(Data block)
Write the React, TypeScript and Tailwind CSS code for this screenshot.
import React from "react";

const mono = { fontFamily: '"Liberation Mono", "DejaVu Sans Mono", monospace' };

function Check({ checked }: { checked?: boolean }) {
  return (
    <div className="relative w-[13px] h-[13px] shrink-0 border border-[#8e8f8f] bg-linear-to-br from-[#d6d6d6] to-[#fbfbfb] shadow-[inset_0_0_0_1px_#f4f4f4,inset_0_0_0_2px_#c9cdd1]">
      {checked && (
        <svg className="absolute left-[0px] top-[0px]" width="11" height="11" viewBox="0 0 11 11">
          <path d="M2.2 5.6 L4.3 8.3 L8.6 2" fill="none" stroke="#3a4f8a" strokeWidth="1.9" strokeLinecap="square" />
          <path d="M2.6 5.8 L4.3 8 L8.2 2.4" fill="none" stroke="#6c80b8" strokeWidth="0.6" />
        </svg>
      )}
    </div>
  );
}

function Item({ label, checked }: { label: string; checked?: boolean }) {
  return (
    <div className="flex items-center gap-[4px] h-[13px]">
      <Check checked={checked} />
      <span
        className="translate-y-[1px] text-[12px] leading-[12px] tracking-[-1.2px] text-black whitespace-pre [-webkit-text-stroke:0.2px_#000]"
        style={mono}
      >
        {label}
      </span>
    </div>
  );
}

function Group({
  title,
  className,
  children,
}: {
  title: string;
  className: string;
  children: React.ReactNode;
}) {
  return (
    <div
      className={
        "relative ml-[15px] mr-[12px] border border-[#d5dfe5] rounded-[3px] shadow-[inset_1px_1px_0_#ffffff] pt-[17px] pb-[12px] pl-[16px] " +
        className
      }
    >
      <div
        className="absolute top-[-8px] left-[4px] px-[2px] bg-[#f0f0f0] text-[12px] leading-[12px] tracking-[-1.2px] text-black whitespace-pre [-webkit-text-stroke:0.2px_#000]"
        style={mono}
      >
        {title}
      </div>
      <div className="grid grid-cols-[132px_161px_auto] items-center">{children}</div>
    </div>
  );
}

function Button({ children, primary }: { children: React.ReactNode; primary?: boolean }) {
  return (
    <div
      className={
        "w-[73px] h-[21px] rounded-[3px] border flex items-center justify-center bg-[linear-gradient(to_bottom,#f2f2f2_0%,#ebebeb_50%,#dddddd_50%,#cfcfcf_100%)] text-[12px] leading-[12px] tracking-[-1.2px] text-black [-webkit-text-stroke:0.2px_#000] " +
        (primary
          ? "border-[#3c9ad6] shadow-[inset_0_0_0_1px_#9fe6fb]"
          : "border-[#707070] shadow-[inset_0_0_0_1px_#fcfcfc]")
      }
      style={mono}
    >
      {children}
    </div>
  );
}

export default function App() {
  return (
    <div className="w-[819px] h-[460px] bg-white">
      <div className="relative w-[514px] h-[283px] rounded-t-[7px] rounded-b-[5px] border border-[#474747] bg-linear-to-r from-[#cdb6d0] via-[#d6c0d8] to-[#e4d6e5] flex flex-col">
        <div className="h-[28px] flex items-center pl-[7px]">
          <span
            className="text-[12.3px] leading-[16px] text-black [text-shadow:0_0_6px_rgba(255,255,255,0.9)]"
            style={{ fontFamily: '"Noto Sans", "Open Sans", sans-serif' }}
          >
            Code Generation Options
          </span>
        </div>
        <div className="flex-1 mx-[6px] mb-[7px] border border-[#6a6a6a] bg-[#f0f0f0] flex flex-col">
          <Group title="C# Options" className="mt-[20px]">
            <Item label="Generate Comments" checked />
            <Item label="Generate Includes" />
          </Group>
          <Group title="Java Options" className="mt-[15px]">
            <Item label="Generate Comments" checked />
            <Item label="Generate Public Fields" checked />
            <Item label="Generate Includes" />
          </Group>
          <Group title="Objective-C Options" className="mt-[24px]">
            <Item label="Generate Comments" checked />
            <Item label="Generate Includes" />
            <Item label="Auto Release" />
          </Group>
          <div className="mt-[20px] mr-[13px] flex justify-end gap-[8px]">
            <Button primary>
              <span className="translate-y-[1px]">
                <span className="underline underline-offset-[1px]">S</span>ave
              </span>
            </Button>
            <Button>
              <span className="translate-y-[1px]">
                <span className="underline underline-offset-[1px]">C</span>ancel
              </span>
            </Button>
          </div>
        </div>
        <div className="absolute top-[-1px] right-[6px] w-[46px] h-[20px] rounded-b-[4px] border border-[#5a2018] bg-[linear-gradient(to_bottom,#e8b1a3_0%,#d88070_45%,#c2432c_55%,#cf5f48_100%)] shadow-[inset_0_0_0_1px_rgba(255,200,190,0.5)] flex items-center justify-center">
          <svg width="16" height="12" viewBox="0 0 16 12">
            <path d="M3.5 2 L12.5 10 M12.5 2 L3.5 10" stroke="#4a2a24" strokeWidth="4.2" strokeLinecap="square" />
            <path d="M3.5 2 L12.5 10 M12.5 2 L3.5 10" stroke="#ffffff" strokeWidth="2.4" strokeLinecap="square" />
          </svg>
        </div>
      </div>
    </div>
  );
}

(Set exercise)
Copy out all lines from the material above that contain the string "React".

(Expected answer)
Write the React, TypeScript and Tailwind CSS code for this screenshot.
import React from "react";
  children: React.ReactNode;
function Button({ children, primary }: { children: React.ReactNode; primary?: boolean }) {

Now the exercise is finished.